Charitable giving is generosity with strategy. Bunch donations into a single year to surpass the standard deduction, then use a donor-advised fund to distribute gifts over time. Give appreciated securities instead of cash to avoid capital gains while taking a deduction for fair market value. Qualified charitable distributions from IRAs post-retirement can satisfy required minimum distributions while lowering taxable income.

Capital gains have personalities: short-term taxed like ordinary income, long-term at preferential rates. Hold investments a year and a day when possible. Harvest losses to offset gains; carry forward excess. Beware wash-sale rules—waiting 30 days avoids losing the deduction.
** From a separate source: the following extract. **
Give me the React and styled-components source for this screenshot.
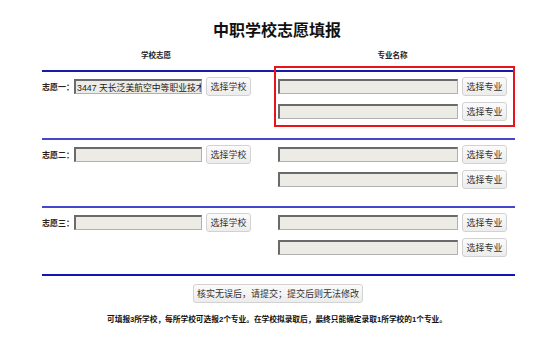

Asset location matters: put tax-inefficient assets (bonds, REITs) in tax-advantaged accounts; keep tax-efficient index funds in taxable.
For business owners and freelancers, taxes are a second job. Track expenses diligently: home office, equipment, software, health insurance, retirement plans (SEP IRA, Solo 401(k)). Consider the qualified business income (QBI) deduction if available; structure and income thresholds matter. Pay estimated taxes quarterly to avoid penalties; cash set aside monthly prevents dread.
Education incentives lighten tuition’s weight. Use tax-advantaged accounts where offered (529 plans or equivalents). Coordinate credits with distributions to avoid double-dipping rules. For lifelong learners, deductions or credits may apply to job-related education; keep syllabi and receipts.

Estate and gift taxes are long shadows. Annual gift exclusions allow tax-free generosity. Leverage lifetime exemptions while mindful of potential law changes. Charitable trusts and family limited partnerships can align taxes with legacy goals. Work with counsel; mistakes here echo for decades.
Documentation is a kindness to your future self. Keep digital records—receipts, confirmations, statements. A good folder structure beats a good memory. Tax software and CPAs are amplifiers; choose based on complexity. Meet with your advisor before December, not after; strategy dies when the calendar flips.
Finally, remember the point. Tax planning is not about outwitting the common good but about aligning your finances with laws as written. Optimize with integrity. The saved dollars can fund your missions—family stability, generosity, freedom to choose work you admire. The quiet engine hums; you drive farther with the same fuel.